Take chocolate, for example. You can get intense chocolate flavor by mixing cocoa powder with hot water to “bloom” it. If you add sugar, it’ll be better, but nowhere near what it could be with fat. Now add fat, in the form of cocoa butter, coconut cream, heavy cream or full-fat milk, and you get something that is vastly better. It’s not even about the sugar. I have on my desk right now a Lindt chocolate bar 78% cacao (hey, it’s for the sake of research, okay?). One 30-gram serving contains 14 grams of fat, and 5 grams of sugar. That’s almost three times more fat than sugar. The high cacao-butter content is one reason this chocolate tastes so good – it carries the other flavors with it and gives a satisfying mouth-feel. It’s also the reason why ganache made with just heavy cream and dark chocolate is so irresistable. It’s not all about the sugar. It’s about the interaction between the fat and chocolate, with sugar playing a supporting role.
So my advice to home cooks is this:
1. Don’t be afraid of fat. Learn how to use it effectively. Study recipes from cooks who use it in a balanced way.
2. Don’t get fooled into thinking you can substitute non-fat ingredients in dishes that require fat. Yeah, I know you can find internet recipes that will claim you can make delicious (fill in the blank) with no fat, when the very essence of the dish is based on the presence of fat. Here’s the truth: You cannot make no-fat croissants, or no-fat mayonnaise or guacamole. Don’t even try.
3. If you must make a dish that is low-fat or no-fat, find a dish that is naturally this way. Examples: traditional artisan breads that contain no added fat, fish or chicken poached in broth, pureed fruits and fruit sauces, meringues, tomato salsa, etc.
4. Use quality fats such as animal fats (butter, tallow, bacon grease, rendered duck fat), and naturally-occurring plant-based fats such as olive, avocado, and coconut oils. Some reputable nutritionists recommend avoiding processed industrial fats such as cottonseed, corn and canola because they can cause inflammation in the body. I avoid them because I think they don’t taste good, and they behave weirdly (e.g., canola oil gets sticky).

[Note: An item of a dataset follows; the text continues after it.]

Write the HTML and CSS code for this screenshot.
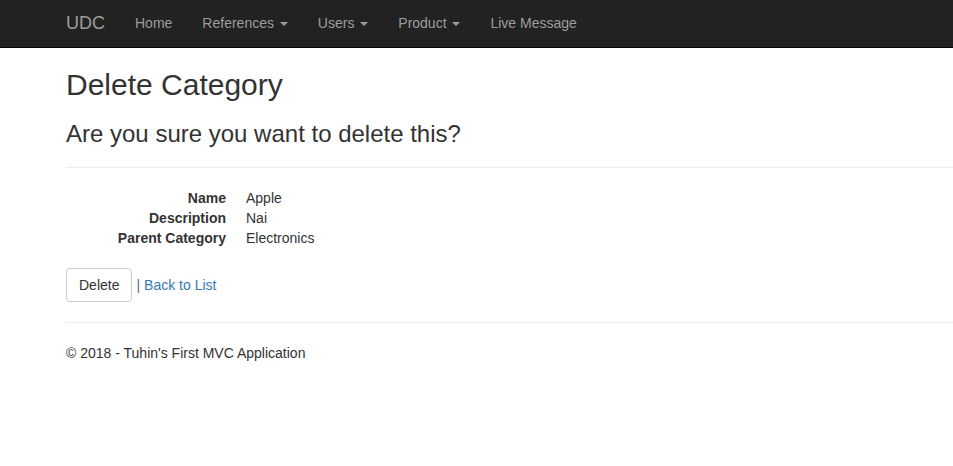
FILE: index.html
```html
<!DOCTYPE html>
<html>
<head>
<meta charset="utf-8">
<title>Delete Category</title>
<link rel="stylesheet" href="styles.css">
</head>
<body>
<nav class="navbar">
  <div class="nav-inner">
    <a class="brand" href="#">UDC</a>
    <ul class="nav">
      <li><a href="#">Home</a></li>
      <li><a href="#">References <span class="caret"></span></a></li>
      <li><a href="#">Users <span class="caret"></span></a></li>
      <li><a href="#">Product <span class="caret"></span></a></li>
      <li><a href="#">Live Message</a></li>
    </ul>
  </div>
</nav>
<div class="body-content">
  <h2 class="title">Delete Category</h2>
  <h3 class="subtitle">Are you sure you want to delete this?</h3>
  <hr class="rule">
  <dl class="details">
    <dt>Name</dt><dd>Apple</dd>
    <dt>Description</dt><dd>Nai</dd>
    <dt>Parent Category</dt><dd>Electronics</dd>
  </dl>
  <form class="actions">
    <button type="button" class="btn">Delete</button>
    <span class="sep">|</span>
    <a class="link" href="#">Back to List</a>
  </form>
  <hr class="rule footer-rule">
  <footer class="footer">
    <p>&copy; 2018 - Tuhin's First MVC Application</p>
  </footer>
</div>
</body>
</html>
```
FILE: styles.css
```css
* { box-sizing: border-box; }
html, body { margin: 0; padding: 0; }
body {
  font-family: "Liberation Sans", Arial, Helvetica, sans-serif;
  font-size: 14px;
  line-height: 20px;
  color: #333;
  background: #fff;
  overflow: hidden;
}
.navbar {
  background: #222;
  border-bottom: 1px solid #080808;
  height: 48px;
}
.nav-inner {
  display: flex;
  align-items: center;
  height: 47px;
  padding-left: 51px;
  padding-bottom: 2px;
}
.brand {
  font-size: 18px;
  line-height: 20px;
  padding: 0 15px;
  color: #9d9d9d;
  text-decoration: none;
}
.nav {
  display: flex;
  list-style: none;
  margin: 0;
  padding: 0;
}
.nav a {
  display: block;
  padding: 0 15px;
  line-height: 20px;
  color: #9d9d9d;
  text-decoration: none;
}
.caret {
  display: inline-block;
  width: 0;
  height: 0;
  margin-left: 2px;
  vertical-align: middle;
  border-top: 4px solid;
  border-left: 4px solid transparent;
  border-right: 4px solid transparent;
}
.body-content {
  padding-left: 66px;
}
.title {
  margin: 20px 0 10px;
  font-size: 30px;
  line-height: 33px;
  font-weight: 500;
}
.subtitle {
  margin: 20px 0 0;
  font-size: 24px;
  line-height: 26px;
  font-weight: 500;
}
.rule {
  margin: 20px 0 20px;
  border: 0;
  border-top: 1px solid #eee;
  height: 0;
}
.details {
  display: grid;
  grid-template-columns: 160px 1fr;
  column-gap: 20px;
  margin: 0 0 20px;
}
.details dt {
  font-weight: bold;
  text-align: right;
}
.details dd { margin: 0; }
.actions {
  display: flex;
  align-items: center;
  margin: 0;
}
.btn {
  font-family: inherit;
  font-size: 14px;
  line-height: 20px;
  padding: 6px 12px;
  height: 34px;
  color: #333;
  background: #fff;
  border: 1px solid #ccc;
  border-radius: 4px;
}
.sep { margin-left: 4px; margin-right: 4px; color: #5a6b80; }
.link { color: #337ab7; text-decoration: none; }
.footer-rule { margin-top: 20px; margin-bottom: 20px; }
.footer p { margin: 0; }
```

5. If you are a carnivore, you can re-use the rendered animal fat that collects from pan-frying or simmering bone broth. Vegetables and potatoes sauteed in it are so flavorful. (My mother saved bacon grease in a bail-wire jar, and used that bacon grease to saute garlic and tomato paste when making Italian spaghetti sauce.) Simply strain the fat from your frying pan (or fat skimmed from the top of cold stock) through a fine-mesh strainer or coffee filter into a clean jar. Cap and store in the refrigerator. If you want to freeze it, store it in a plastic freezer bag.
Don’t be afraid of fat. It is an essential nutrient, and it is one of the flavor-work-horses of the kitchen. Used properly, it will take your cooking to new heights of deliciousness. Happy cooking!